Co-founder Sam Wessner likes the fact that the café’s diminutive size lends itself to bumping elbows with your neighbours. “You end up starting conversations and getting to know each other,” he says. And since the tiny dining room draws an attractive crowd, the customers don’t seem to mind much either.

Recipe: 

Patatas bravas
Serves 6

Ingredients
1.5kg tricolour baby potatoes
3 bay leaves
2 black cardamom pods
6 spring onions, sliced
Salt and black pepper

For hot sauce
1 pineapple, in chunks
3 habanero chilies, chopped
2ltr white-wine vinegar
5 guajillo chillies
200g chipotle peppers

For cashew cream
75g cashews
1ltr water
120ml rice vinegar
1 tsp salt

The method

  1. Marinate pineapple, habaneros and white-wine vinegar overnight. Soak cashews in 1ltr of water overnight.

  2. Remove one chunk of pineapple. Blend the mixture with guajillo chillies and chipotle peppers until smooth. Salt to taste.

  3. Blend cashews with rice vinegar and 1 tsp salt and blend until smooth.

  4. Boil potatoes in water with bay leaves, black cardamom pods and salt until cooked.

  5. Press each boiled potato flat and fry until golden brown.
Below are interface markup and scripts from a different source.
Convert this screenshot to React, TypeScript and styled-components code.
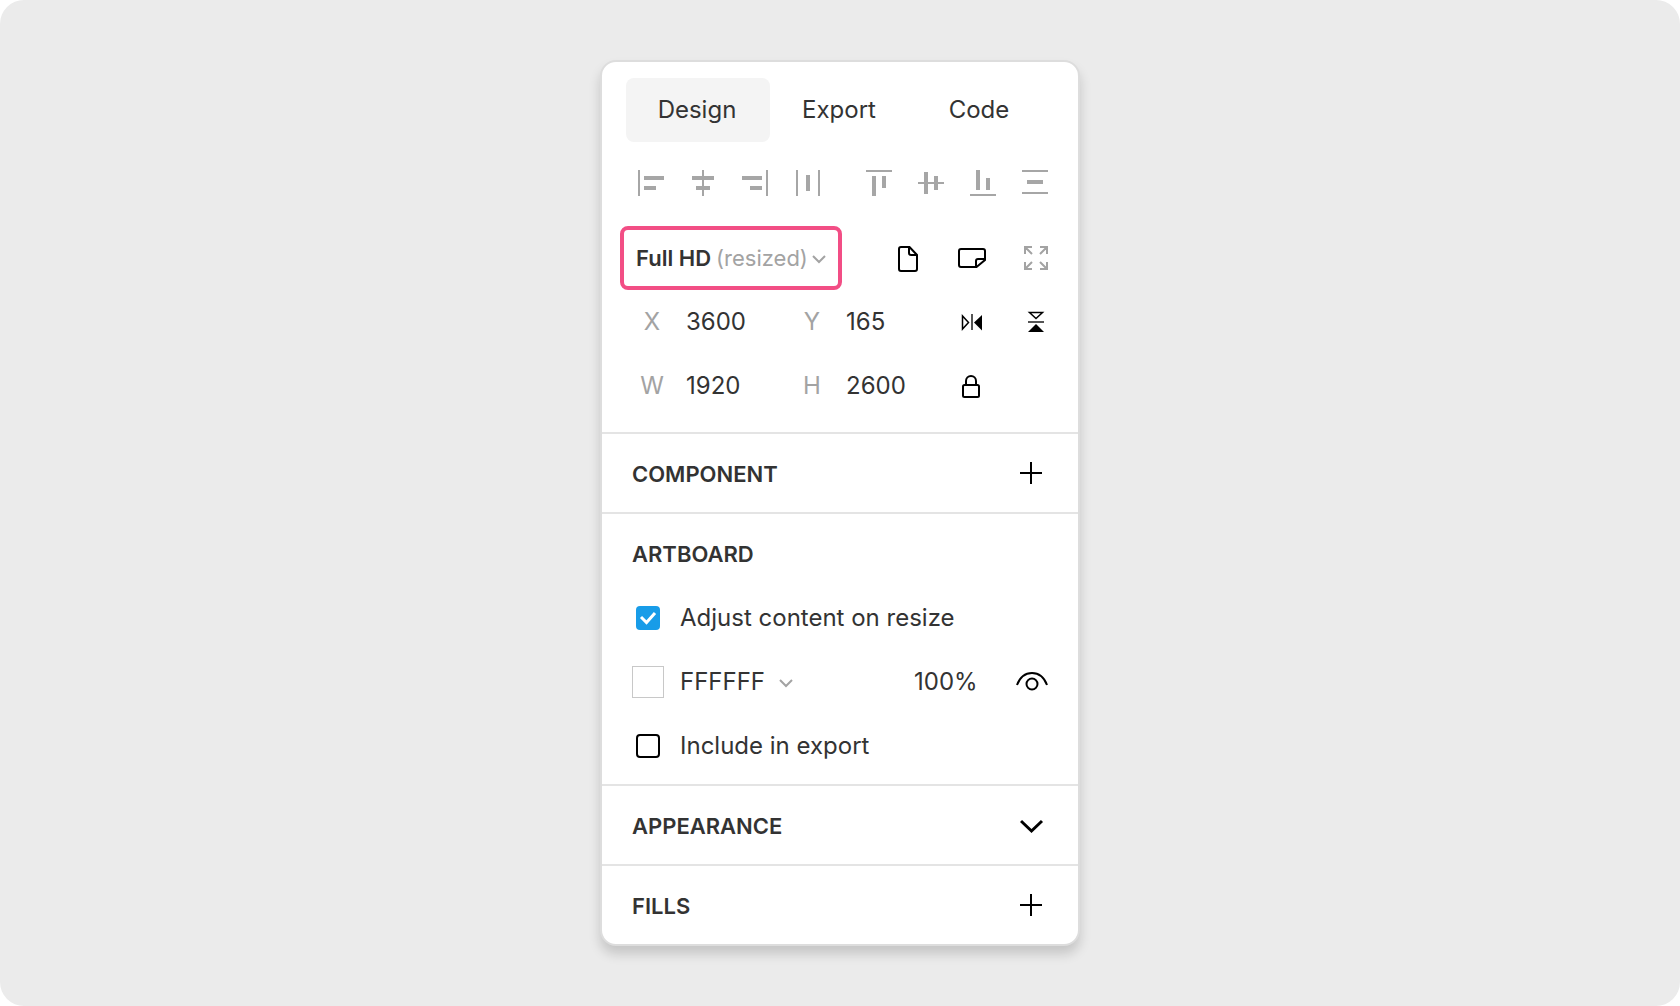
import React, { useState } from "react";
import styled, { createGlobalStyle } from "styled-components";

const ink = "#333333";
const muted = "#a3a3a3";
const line = "#e4e4e4";

const GlobalStyle = createGlobalStyle`
  *, *::before, *::after { box-sizing: border-box; }
  body { margin: 0; background: #ffffff; }
  body, button, input { font-family: Inter, "Liberation Sans", sans-serif; color: ${ink}; }
  button, input { font-size: 24px; }
`;

const Page = styled.main`
  min-height: 100vh;
  display: flex;
  align-items: center;
  justify-content: center;
  background: #ebebeb;
  border-radius: 24px;
`;

const Panel = styled.aside`
  width: 480px;
  max-width: 100%;
  background: #ffffff;
  border: 2px solid #dddddd;
  border-radius: 16px;
  box-shadow: 0 8px 12px rgba(0, 0, 0, 0.16);
`;

const Geometry = styled.section`
  padding: 16px 10px 14px 18px;
`;

const Tabs = styled.div`
  display: grid;
  grid-template-columns: 144px 1fr 1fr;
  padding: 0 18px 0 6px;
`;

const Tab = styled.button<{ $active?: boolean }>`
  height: 64px;
  padding: 0 2px 2px 0;
  border: 0;
  border-radius: 8px;
  background: ${(p) => (p.$active ? "#f4f4f4" : "transparent")};
  cursor: pointer;
`;

const AlignBar = styled.div`
  display: flex;
  gap: 20px;
  height: 84px;
  padding-left: 6px;
`;

const AlignGroup = styled.div`
  display: flex;
`;

const IconButton = styled.button<{ $width?: number; $color?: string }>`
  display: flex;
  align-items: center;
  justify-content: center;
  width: ${(p) => p.$width ?? 64}px;
  height: 100%;
  padding: 0;
  border: 0;
  background: none;
  color: ${(p) => p.$color ?? "#000000"};
  cursor: pointer;
  svg { display: block; flex: none; }
`;

const PropertyRow = styled.div`
  display: flex;
  align-items: center;
  height: 64px;
`;

const Spacer = styled.div`
  flex: 1;
`;

const Preset = styled.button`
  display: flex;
  align-items: center;
  width: 222px;
  height: 64px;
  padding: 0 12px;
  border: 4px solid #f24e85;
  border-radius: 8px;
  background: none;
  font-size: 22px;
  white-space: nowrap;
  cursor: pointer;
  strong { font-weight: 600; }
  span { color: ${muted}; margin-left: 5px; }
  svg { flex: none; margin-left: 3px; }
`;

const Field = styled.label`
  display: flex;
  align-items: center;
  width: 160px;
  height: 100%;
  font-size: 24px;
`;

const FieldName = styled.span`
  width: 64px;
  padding-bottom: 2px;
  text-align: center;
  color: ${muted};
`;

const ValueInput = styled.input<{ $width: number }>`
  width: ${(p) => p.$width}px;
  height: 40px;
  padding: 0 0 2px;
  border: 0;
  background: none;
`;

const FieldInput = styled(ValueInput)`
  padding-left: 2px;
`;

const Section = styled.section`
  padding: 6px 14px 6px 30px;
  border-top: 2px solid ${line};
`;

const SectionHeader = styled.header`
  display: flex;
  align-items: center;
  justify-content: space-between;
  height: 66px;
`;

const SectionTitle = styled.h2`
  margin: 0;
  padding-top: 2px;
  font-size: 22px;
  line-height: 28px;
  font-weight: 600;
`;

const CheckRow = styled.label`
  display: flex;
  align-items: center;
  gap: 20px;
  height: 64px;
  padding-left: 4px;
  font-size: 24px;
  cursor: pointer;
`;

const CheckText = styled.span`
  padding-bottom: 2px;
`;

const CheckBox = styled.span<{ $on: boolean }>`
  display: grid;
  width: 24px;
  height: 24px;
  border: ${(p) => (p.$on ? "0" : "2px solid #000000")};
  border-radius: 4px;
  background: ${(p) => (p.$on ? "#189ce8" : "#ffffff")};
`;

const CheckInput = styled.input`
  grid-area: 1 / 1;
  width: 100%;
  height: 100%;
  margin: 0;
  appearance: none;
`;

const CheckMark = styled.svg`
  grid-area: 1 / 1;
  pointer-events: none;
`;

const Swatch = styled.button`
  width: 32px;
  height: 32px;
  margin-right: 16px;
  padding: 0;
  border: 1px solid #c8c8c8;
  background: #ffffff;
`;

const r = (x: number, y: number, width: number, height: number) => (
  <rect key={`${x}-${y}`} x={x} y={y} width={width} height={height} />
);

const horizontalAlign = [
  { name: "Align left", bars: [r(0, 0, 2, 26), r(6, 6, 20, 4), r(6, 16, 12, 4)] },
  { name: "Align center", bars: [r(12, 0, 2, 26), r(2, 6, 22, 4), r(6, 16, 14, 4)] },
  { name: "Align right", bars: [r(24, 0, 2, 26), r(0, 6, 20, 4), r(8, 16, 12, 4)] },
  { name: "Distribute horizontally", bars: [r(2, 0, 2, 26), r(24, 0, 2, 26), r(12, 5, 4, 16)] },
];

const verticalAlign = [
  { name: "Align top", bars: [r(0, 0, 26, 2), r(6, 6, 4, 20), r(16, 6, 4, 12)] },
  { name: "Align middle", bars: [r(0, 12, 26, 2), r(6, 2, 4, 22), r(16, 6, 4, 14)] },
  { name: "Align bottom", bars: [r(0, 24, 26, 2), r(6, 0, 4, 20), r(16, 8, 4, 12)] },
  { name: "Distribute vertically", bars: [r(0, 0, 26, 2), r(0, 22, 26, 2), r(5, 10, 16, 4)] },
];

const Glyph = ({ children }: { children: React.ReactNode }) => (
  <svg width="32" height="32" viewBox="0 0 32 32" fill="none" stroke="currentColor" strokeWidth="2" aria-hidden="true">
    {children}
  </svg>
);

const SmallChevron = () => (
  <svg width="16" height="16" viewBox="0 0 16 16" fill="none" stroke={muted} strokeWidth="2" aria-hidden="true">
    <path d="M2 6l6 6 6-6" />
  </svg>
);

const Plus = () => (
  <svg width="24" height="24" viewBox="0 0 24 24" aria-hidden="true">
    <path d="M0 12h22M11 1v22" stroke="currentColor" strokeWidth="2" />
  </svg>
);

const Chevron = () => (
  <svg width="24" height="24" viewBox="0 0 24 24" fill="none" aria-hidden="true">
    <path d="M1 8l10.500 10L22 8" stroke="currentColor" strokeWidth="3" />
  </svg>
);

function CoordinateField({ name, value }: { name: string; value: string }) {
  return (
    <Field>
      <FieldName>{name}</FieldName>
      <FieldInput $width={92} defaultValue={value} />
    </Field>
  );
}

function CheckOption({ label, initial }: { label: string; initial: boolean }) {
  const [on, setOn] = useState(initial);
  return (
    <CheckRow>
      <CheckBox $on={on}>
        <CheckInput type="checkbox" checked={on} onChange={() => setOn(!on)} />
        {on && (
          <CheckMark width="24" height="24" viewBox="0 0 24 24" fill="none" aria-hidden="true">
            <path d="M5 11l5.500 5.500L19 7" stroke="#ffffff" strokeWidth="3" />
          </CheckMark>
        )}
      </CheckBox>
      <CheckText>{label}</CheckText>
    </CheckRow>
  );
}

function AlignIcons({ items }: { items: typeof horizontalAlign }) {
  return (
    <AlignGroup>
      {items.map(({ name, bars }) => (
        <IconButton key={name} $width={52} $color="#a6a6a6" aria-label={name}>
          <svg width="28" height="28" viewBox="0 0 28 28" fill="currentColor" aria-hidden="true">
            {bars}
          </svg>
        </IconButton>
      ))}
    </AlignGroup>
  );
}

export default function App() {
  return (
    <>
      <GlobalStyle />
      <Page>
        <Panel>
          <Geometry>
            <Tabs role="tablist">
              <Tab role="tab" aria-selected="true" $active>Design</Tab>
              <Tab role="tab" aria-selected="false">Export</Tab>
              <Tab role="tab" aria-selected="false">Code</Tab>
            </Tabs>
            <AlignBar>
              <AlignIcons items={horizontalAlign} />
              <AlignIcons items={verticalAlign} />
            </AlignBar>
            <PropertyRow>
              <Preset aria-haspopup="listbox">
                <strong>Full HD</strong>
                <span>(resized)</span>
                <SmallChevron />
              </Preset>
              <Spacer />
              <IconButton aria-label="Portrait">
                <Glyph>
                  <path d="M9 5h8.500L25 13v14a2 2 0 0 1-2 2H9a2 2 0 0 1-2-2V7a2 2 0 0 1 2-2z" />
                  <path d="M17 5v6a2 2 0 0 0 2 2h6" />
                </Glyph>
              </IconButton>
              <IconButton aria-label="Landscape">
                <Glyph>
                  <path d="M5 7h22a2 2 0 0 1 2 2v9l-8.500 7H5a2 2 0 0 1-2-2V9a2 2 0 0 1 2-2z" />
                  <path d="M20 25v-6a2 2 0 0 1 2-2h7" />
                </Glyph>
              </IconButton>
              <IconButton $color={muted} aria-label="Fit to content">
                <Glyph>
                  <path d="M5 12V5h7M20 5h7v7M27 20v7h-7M12 27H5v-7M5 5l7 7M27 5l-7 7M27 27l-7-7M5 27l7-7" />
                </Glyph>
              </IconButton>
            </PropertyRow>
            <PropertyRow>
              <CoordinateField name="X" value="3600" />
              <CoordinateField name="Y" value="165" />
              <IconButton aria-label="Flip horizontally">
                <Glyph>
                  <path d="M6.500 10v13l6-6.500z" strokeWidth="1.500" />
                  <path d="M16 8v16" stroke="#555555" />
                  <path d="M26 9v15.500l-8-8z" fill="currentColor" stroke="none" />
                </Glyph>
              </IconButton>
              <IconButton aria-label="Flip vertically">
                <Glyph>
                  <path d="M9.500 6.500h13l-6.500 6z" strokeWidth="1.500" />
                  <path d="M8 16h16" stroke="#555555" />
                  <path d="M8 26h16l-8-8z" fill="currentColor" stroke="none" />
                </Glyph>
              </IconButton>
            </PropertyRow>
            <PropertyRow>
              <CoordinateField name="W" value="1920" />
              <CoordinateField name="H" value="2600" />
              <IconButton aria-label="Lock proportions">
                <Glyph>
                  <rect x="7" y="15" width="16" height="12" rx="1.500" />
                  <path d="M10 15v-4a5 5 0 0 1 10 0v4" />
                </Glyph>
              </IconButton>
            </PropertyRow>
          </Geometry>

          <Section>
            <SectionHeader>
              <SectionTitle>COMPONENT</SectionTitle>
              <IconButton aria-label="Add component"><Plus /></IconButton>
            </SectionHeader>
          </Section>

          <Section>
            <SectionHeader>
              <SectionTitle>ARTBOARD</SectionTitle>
            </SectionHeader>
            <CheckOption label="Adjust content on resize" initial />
            <PropertyRow>
              <Swatch aria-label="Artboard color" />
              <ValueInput $width={90} defaultValue="FFFFFF" aria-label="Hex color" />
              <IconButton $width={32} aria-label="Color options"><SmallChevron /></IconButton>
              <Spacer />
              <ValueInput $width={86} defaultValue="100%" aria-label="Opacity" />
              <IconButton aria-label="Toggle visibility">
                <Glyph>
                  <path d="M1 19C4 11 9.500 7 16 7s12 4 15 12" />
                  <circle cx="16" cy="18" r="5.500" />
                </Glyph>
              </IconButton>
            </PropertyRow>
            <CheckOption label="Include in export" initial={false} />
          </Section>

          <Section>
            <SectionHeader>
              <SectionTitle>APPEARANCE</SectionTitle>
              <IconButton aria-label="Expand appearance"><Chevron /></IconButton>
            </SectionHeader>
          </Section>

          <Section>
            <SectionHeader>
              <SectionTitle>FILLS</SectionTitle>
              <IconButton aria-label="Add fill"><Plus /></IconButton>
            </SectionHeader>
          </Section>
        </Panel>
      </Page>
    </>
  );
}
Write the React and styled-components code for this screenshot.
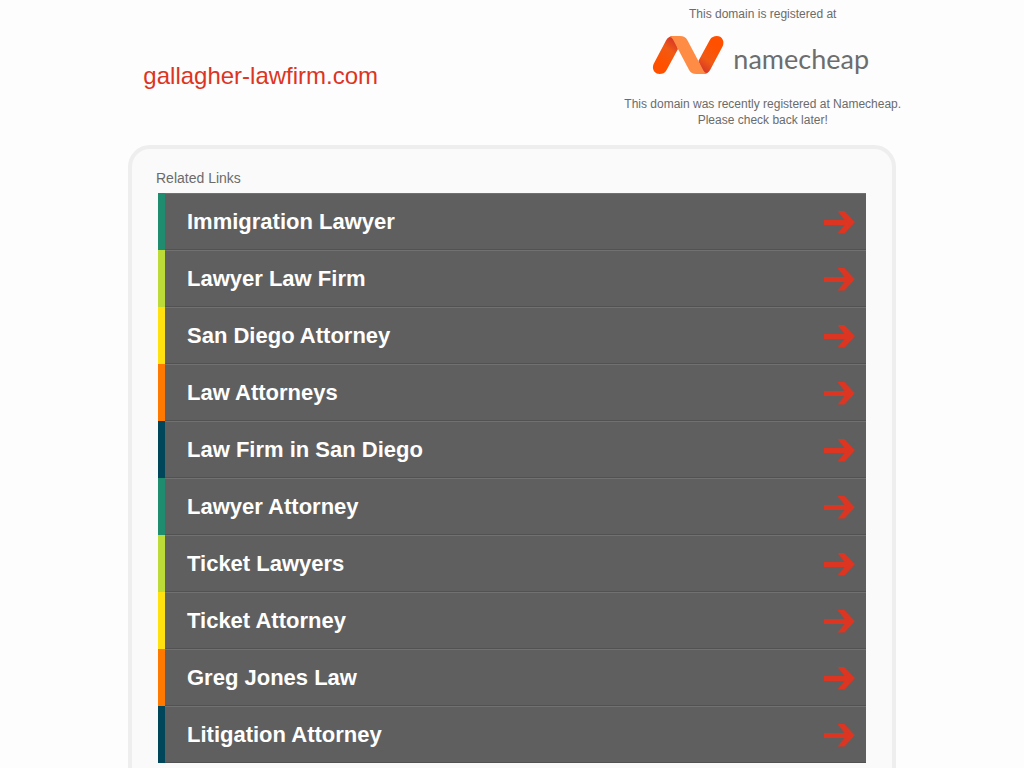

  6. Toss potatoes in sauce.

  7. Garnish with cashew cream, sliced pineapple, onions and pepper.

Recipe:

Octopus and hominy salad with black bean puree
Serves 8

Ingredients
2.3kg octopus
½ bottle white wine
1.5ltr water
1 tomato
1 lemon
1 orange
½ fennel
3 bay leaves
Pinch of salt

For black bean puree
500ml cooked white beans
1½ tbsps squid ink
4 cloves black garlic
3 cloves confit garlic
2 tbsps confit garlic oil
1 tsp salt

For salad
1kg cooked hominy (dried corn kernels), chopped
1 lime, zest and juice
1.5kg raw tomatillo (tomato husk), diced
2 tbsps confit garlic oil
1 red onion, diced
1 lemon
1 orange
120g corn nuts (deep fried corn)
½ tbsp pepper
1 long red pepper, sliced
2 tsps sumac
2 tsps Aleppo pepper
5 leaves red-veined sorrel

The method

  1. Soak onion overnight in lemon juice and salt.

  2. Soak hominy overnight then simmer for 1 hour until tender.

  3. Blend white beans, squid ink, black garlic, confit garlic and salt. Slowly add garlic oil until smooth.

  4. Add white wine to tomato, halved lemon and orange, fennel and bay leaves in water with salt. Simmer and add octopus. Depress octopus within pan using a smaller pot filled with water.

  5. Stew octopus for 45 minutes until tender. Leave to cool. When chilled, slice octopus into thin coins.

  6. Mix octopus with hominy, diced tomatillo, zest and juice of lime and confit garlic oil.

  7. Spread bean puree on plate, add octopus salad and garnish with corn nuts, sumac, Aleppo pepper, red onion and sorrel. Add lemon juice.